Aim: Print the listing in its entirety and exactly, leaving out images.

Material provided:
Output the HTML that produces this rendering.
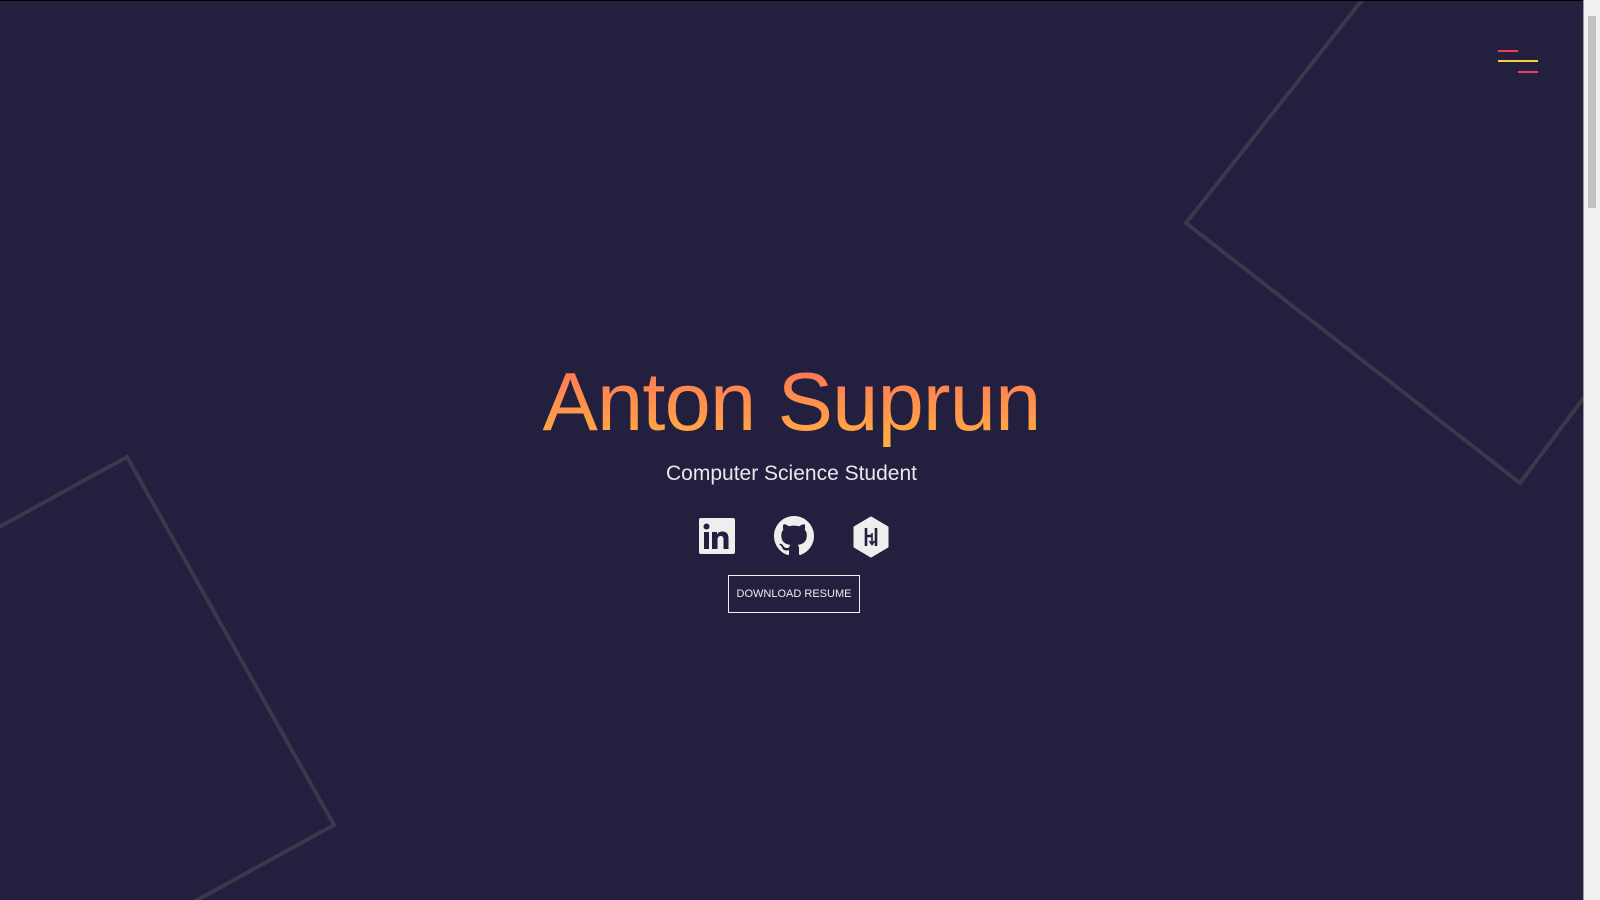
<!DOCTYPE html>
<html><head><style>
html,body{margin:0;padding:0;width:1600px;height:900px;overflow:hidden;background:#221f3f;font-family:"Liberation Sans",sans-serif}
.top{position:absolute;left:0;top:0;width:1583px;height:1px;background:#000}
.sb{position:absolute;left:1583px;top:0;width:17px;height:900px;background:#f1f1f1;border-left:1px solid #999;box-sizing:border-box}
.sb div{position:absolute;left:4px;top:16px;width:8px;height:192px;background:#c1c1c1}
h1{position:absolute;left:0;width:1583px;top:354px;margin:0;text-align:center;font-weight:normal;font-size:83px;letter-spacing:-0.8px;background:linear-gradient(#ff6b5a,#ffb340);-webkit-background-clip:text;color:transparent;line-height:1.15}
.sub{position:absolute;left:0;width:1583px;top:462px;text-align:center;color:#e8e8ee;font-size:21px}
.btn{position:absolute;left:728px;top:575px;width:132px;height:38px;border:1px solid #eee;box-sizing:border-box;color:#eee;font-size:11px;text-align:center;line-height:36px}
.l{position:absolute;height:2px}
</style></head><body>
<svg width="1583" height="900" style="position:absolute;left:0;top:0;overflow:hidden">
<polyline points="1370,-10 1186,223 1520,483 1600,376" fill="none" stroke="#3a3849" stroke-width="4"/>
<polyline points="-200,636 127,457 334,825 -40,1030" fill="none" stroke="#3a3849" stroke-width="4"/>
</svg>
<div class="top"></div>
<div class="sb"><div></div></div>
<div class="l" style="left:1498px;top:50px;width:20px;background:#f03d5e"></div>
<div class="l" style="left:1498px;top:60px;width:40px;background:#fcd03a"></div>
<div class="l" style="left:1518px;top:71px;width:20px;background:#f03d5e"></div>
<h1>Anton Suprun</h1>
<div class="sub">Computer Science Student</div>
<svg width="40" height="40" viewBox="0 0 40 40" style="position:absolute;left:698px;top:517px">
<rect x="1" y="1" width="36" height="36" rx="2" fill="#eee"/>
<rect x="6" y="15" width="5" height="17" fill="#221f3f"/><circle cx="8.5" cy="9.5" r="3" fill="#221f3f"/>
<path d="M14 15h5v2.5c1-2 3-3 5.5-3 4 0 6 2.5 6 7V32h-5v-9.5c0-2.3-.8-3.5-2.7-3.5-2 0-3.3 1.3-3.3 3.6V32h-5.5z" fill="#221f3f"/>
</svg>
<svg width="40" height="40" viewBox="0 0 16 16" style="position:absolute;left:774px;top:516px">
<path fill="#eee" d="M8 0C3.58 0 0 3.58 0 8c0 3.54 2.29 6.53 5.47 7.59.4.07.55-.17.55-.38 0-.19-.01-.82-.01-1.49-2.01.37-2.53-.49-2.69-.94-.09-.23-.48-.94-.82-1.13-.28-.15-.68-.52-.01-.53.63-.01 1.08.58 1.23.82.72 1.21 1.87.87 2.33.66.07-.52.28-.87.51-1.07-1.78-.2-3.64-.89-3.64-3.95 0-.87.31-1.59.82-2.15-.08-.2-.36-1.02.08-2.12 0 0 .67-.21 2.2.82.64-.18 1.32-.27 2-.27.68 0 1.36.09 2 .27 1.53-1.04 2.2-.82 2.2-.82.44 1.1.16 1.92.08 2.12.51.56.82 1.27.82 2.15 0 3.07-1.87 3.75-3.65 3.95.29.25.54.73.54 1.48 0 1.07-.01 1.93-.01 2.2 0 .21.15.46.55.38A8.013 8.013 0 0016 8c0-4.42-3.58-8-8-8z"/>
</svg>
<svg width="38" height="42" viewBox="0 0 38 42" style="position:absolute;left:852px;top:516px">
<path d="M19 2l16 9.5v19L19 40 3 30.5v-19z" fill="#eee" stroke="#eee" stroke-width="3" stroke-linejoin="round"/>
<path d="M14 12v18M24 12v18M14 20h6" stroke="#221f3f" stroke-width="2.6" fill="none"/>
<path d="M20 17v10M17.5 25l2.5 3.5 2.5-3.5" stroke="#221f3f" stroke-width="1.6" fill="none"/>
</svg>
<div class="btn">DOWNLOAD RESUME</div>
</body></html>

Output of the exercise:
Output the HTML that produces this rendering.
<!DOCTYPE html>
<html><head><style>
html,body{margin:0;padding:0;width:1600px;height:900px;overflow:hidden;background:#221f3f;font-family:"Liberation Sans",sans-serif}
.top{position:absolute;left:0;top:0;width:1583px;height:1px;background:#000}
.sb{position:absolute;left:1583px;top:0;width:17px;height:900px;background:#f1f1f1;border-left:1px solid #999;box-sizing:border-box}
.sb div{position:absolute;left:4px;top:16px;width:8px;height:192px;background:#c1c1c1}
h1{position:absolute;left:0;width:1583px;top:354px;margin:0;text-align:center;font-weight:normal;font-size:83px;letter-spacing:-0.8px;background:linear-gradient(#ff6b5a,#ffb340);-webkit-background-clip:text;color:transparent;line-height:1.15}
.sub{position:absolute;left:0;width:1583px;top:462px;text-align:center;color:#e8e8ee;font-size:21px}
.btn{position:absolute;left:728px;top:575px;width:132px;height:38px;border:1px solid #eee;box-sizing:border-box;color:#eee;font-size:11px;text-align:center;line-height:36px}
.l{position:absolute;height:2px}
</style></head><body>
<svg width="1583" height="900" style="position:absolute;left:0;top:0;overflow:hidden">
<polyline points="1370,-10 1186,223 1520,483 1600,376" fill="none" stroke="#3a3849" stroke-width="4"/>
<polyline points="-200,636 127,457 334,825 -40,1030" fill="none" stroke="#3a3849" stroke-width="4"/>
</svg>
<div class="top"></div>
<div class="sb"><div></div></div>
<div class="l" style="left:1498px;top:50px;width:20px;background:#f03d5e"></div>
<div class="l" style="left:1498px;top:60px;width:40px;background:#fcd03a"></div>
<div class="l" style="left:1518px;top:71px;width:20px;background:#f03d5e"></div>
<h1>Anton Suprun</h1>
<div class="sub">Computer Science Student</div>
<svg width="40" height="40" viewBox="0 0 40 40" style="position:absolute;left:698px;top:517px">
<rect x="1" y="1" width="36" height="36" rx="2" fill="#eee"/>
<rect x="6" y="15" width="5" height="17" fill="#221f3f"/><circle cx="8.5" cy="9.5" r="3" fill="#221f3f"/>
<path d="M14 15h5v2.5c1-2 3-3 5.5-3 4 0 6 2.5 6 7V32h-5v-9.5c0-2.3-.8-3.5-2.7-3.5-2 0-3.3 1.3-3.3 3.6V32h-5.5z" fill="#221f3f"/>
</svg>
<svg width="40" height="40" viewBox="0 0 16 16" style="position:absolute;left:774px;top:516px">
<path fill="#eee" d="M8 0C3.58 0 0 3.58 0 8c0 3.54 2.29 6.53 5.47 7.59.4.07.55-.17.55-.38 0-.19-.01-.82-.01-1.49-2.01.37-2.53-.49-2.69-.94-.09-.23-.48-.94-.82-1.13-.28-.15-.68-.52-.01-.53.63-.01 1.08.58 1.23.82.72 1.21 1.87.87 2.33.66.07-.52.28-.87.51-1.07-1.78-.2-3.64-.89-3.64-3.95 0-.87.31-1.59.82-2.15-.08-.2-.36-1.02.08-2.12 0 0 .67-.21 2.2.82.64-.18 1.32-.27 2-.27.68 0 1.36.09 2 .27 1.53-1.04 2.2-.82 2.2-.82.44 1.1.16 1.92.08 2.12.51.56.82 1.27.82 2.15 0 3.07-1.87 3.75-3.65 3.95.29.25.54.73.54 1.48 0 1.07-.01 1.93-.01 2.2 0 .21.15.46.55.38A8.013 8.013 0 0016 8c0-4.42-3.58-8-8-8z"/>
</svg>
<svg width="38" height="42" viewBox="0 0 38 42" style="position:absolute;left:852px;top:516px">
<path d="M19 2l16 9.5v19L19 40 3 30.5v-19z" fill="#eee" stroke="#eee" stroke-width="3" stroke-linejoin="round"/>
<path d="M14 12v18M24 12v18M14 20h6" stroke="#221f3f" stroke-width="2.6" fill="none"/>
<path d="M20 17v10M17.5 25l2.5 3.5 2.5-3.5" stroke="#221f3f" stroke-width="1.6" fill="none"/>
</svg>
<div class="btn">DOWNLOAD RESUME</div>
</body></html>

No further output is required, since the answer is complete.